Robust Estimation of Transition Matrices in High Dimensional Heavy-tailed Vector Autoregressive Processes
Proceedings of the 32nd International Conference on Machine Learning, PMLR 37:1843-1851, 2015.
Gaussian vector autoregressive (VAR) processes have been extensively studied in the literature. However, Gaussian assumptions are stringent for heavy-tailed time series that frequently arises in finance and economics. In this paper, we develop a unified framework for modeling and estimating heavy-tailed VAR processes. In particular, we generalize the Gaussian VAR model by an elliptical VAR model that naturally accommodates heavy-tailed time series.
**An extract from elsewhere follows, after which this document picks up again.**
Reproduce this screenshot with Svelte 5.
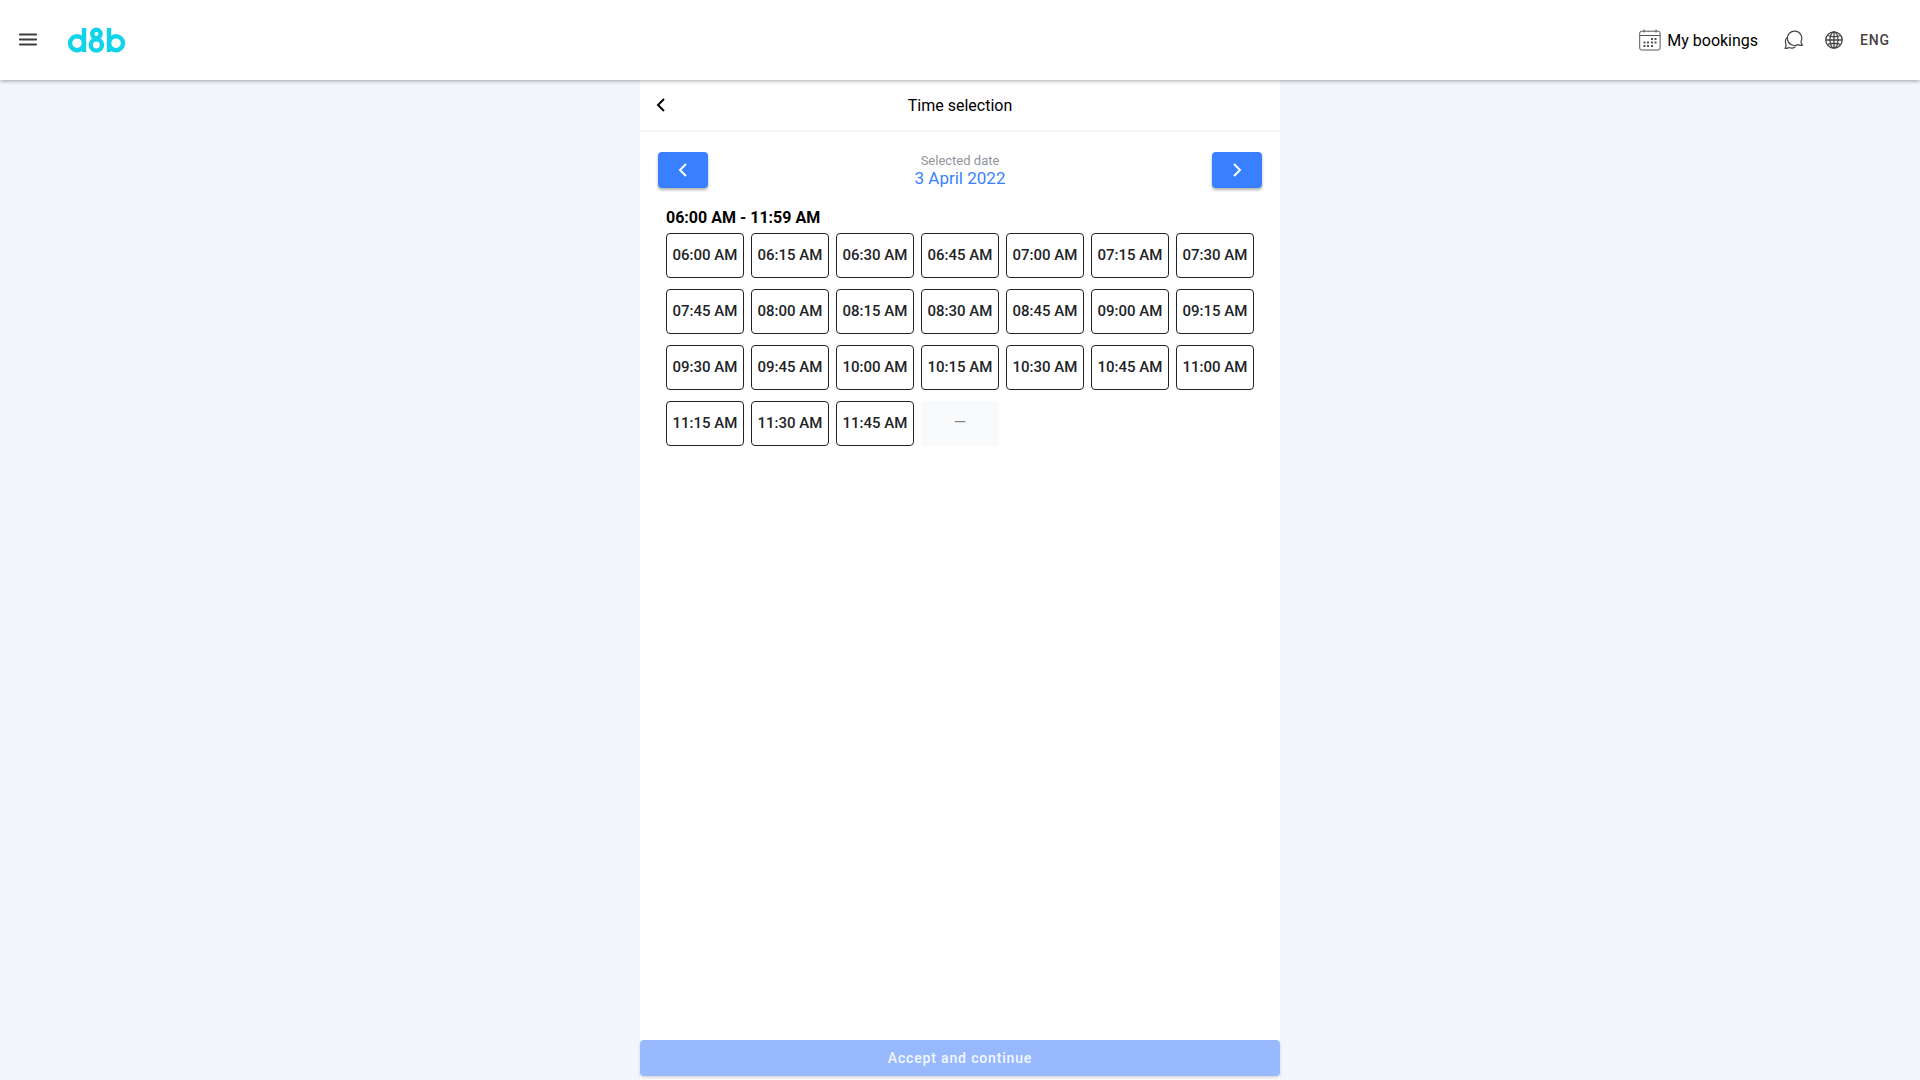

Under this model, we develop a quantile-based robust estimator for the transition matrix of the VAR process. We show that the proposed estimator achieves parametric rates of convergence in high dimensions. This is the first work in analyzing heavy-tailed high dimensional VAR processes. As an application of the proposed framework, we investigate Granger causality in the elliptical VAR process, and show that the robust transition matrix estimator induces sign-consistent estimators of Granger causality. The empirical performance of the proposed methodology is demonstrated by both synthetic and real data. We show that the proposed estimator is robust to heavy tails, and exhibit superior performance in stock price prediction.